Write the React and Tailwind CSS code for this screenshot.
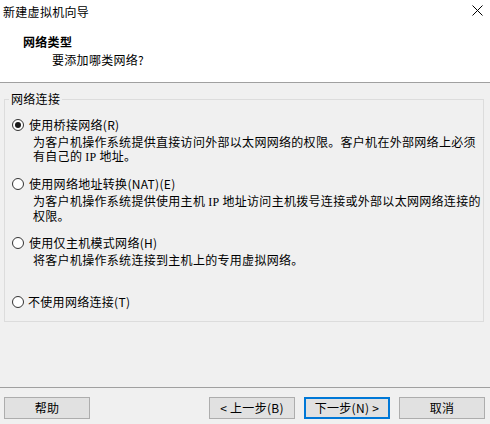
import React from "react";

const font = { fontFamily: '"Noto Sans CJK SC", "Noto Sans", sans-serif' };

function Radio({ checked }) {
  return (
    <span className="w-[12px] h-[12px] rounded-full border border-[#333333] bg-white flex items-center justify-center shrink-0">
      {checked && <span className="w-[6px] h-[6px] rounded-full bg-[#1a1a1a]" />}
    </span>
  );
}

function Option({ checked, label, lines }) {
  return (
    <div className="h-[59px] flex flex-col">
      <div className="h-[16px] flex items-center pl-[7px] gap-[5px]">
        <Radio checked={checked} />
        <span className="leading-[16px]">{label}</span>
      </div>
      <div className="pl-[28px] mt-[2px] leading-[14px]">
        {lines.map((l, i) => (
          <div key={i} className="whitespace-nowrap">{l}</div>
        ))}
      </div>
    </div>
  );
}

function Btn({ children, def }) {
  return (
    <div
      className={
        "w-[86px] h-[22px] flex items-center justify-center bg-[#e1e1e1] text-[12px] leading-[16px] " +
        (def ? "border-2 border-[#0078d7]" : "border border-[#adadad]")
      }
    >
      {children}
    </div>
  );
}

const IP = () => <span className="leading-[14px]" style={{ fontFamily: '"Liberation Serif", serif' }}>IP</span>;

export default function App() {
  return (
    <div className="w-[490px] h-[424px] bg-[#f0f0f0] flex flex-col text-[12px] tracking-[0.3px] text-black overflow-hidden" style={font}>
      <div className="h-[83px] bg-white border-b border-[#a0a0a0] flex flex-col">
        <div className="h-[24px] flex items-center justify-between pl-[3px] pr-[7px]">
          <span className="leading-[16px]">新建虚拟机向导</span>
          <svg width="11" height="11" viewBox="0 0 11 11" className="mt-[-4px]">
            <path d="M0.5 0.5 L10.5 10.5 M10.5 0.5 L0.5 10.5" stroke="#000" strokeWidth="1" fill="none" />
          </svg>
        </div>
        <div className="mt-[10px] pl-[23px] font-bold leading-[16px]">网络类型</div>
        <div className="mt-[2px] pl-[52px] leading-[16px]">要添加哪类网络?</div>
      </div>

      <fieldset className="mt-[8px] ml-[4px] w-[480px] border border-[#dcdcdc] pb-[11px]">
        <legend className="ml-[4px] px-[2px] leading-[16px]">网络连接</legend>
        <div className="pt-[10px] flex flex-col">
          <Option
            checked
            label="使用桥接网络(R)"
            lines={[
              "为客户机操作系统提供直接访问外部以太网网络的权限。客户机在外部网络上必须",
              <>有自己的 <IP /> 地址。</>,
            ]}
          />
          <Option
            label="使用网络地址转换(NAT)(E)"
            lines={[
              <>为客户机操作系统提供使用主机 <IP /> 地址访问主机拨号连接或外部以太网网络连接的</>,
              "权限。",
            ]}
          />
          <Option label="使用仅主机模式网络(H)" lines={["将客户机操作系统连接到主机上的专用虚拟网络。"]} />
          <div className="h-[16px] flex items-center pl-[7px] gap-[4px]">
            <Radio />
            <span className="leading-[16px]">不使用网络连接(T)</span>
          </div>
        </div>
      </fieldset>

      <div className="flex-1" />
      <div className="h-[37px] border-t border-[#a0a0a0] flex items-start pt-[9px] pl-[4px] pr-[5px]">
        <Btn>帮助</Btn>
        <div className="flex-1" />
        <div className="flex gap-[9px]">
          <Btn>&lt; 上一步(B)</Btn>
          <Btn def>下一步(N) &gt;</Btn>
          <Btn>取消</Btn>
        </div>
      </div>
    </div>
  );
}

_WORK TO COMPLETE_
Pull out every line in the material above where "React" occurs.

_ANSWER TO THE EXERCISE_
Write the React and Tailwind CSS code for this screenshot.
import React from "react";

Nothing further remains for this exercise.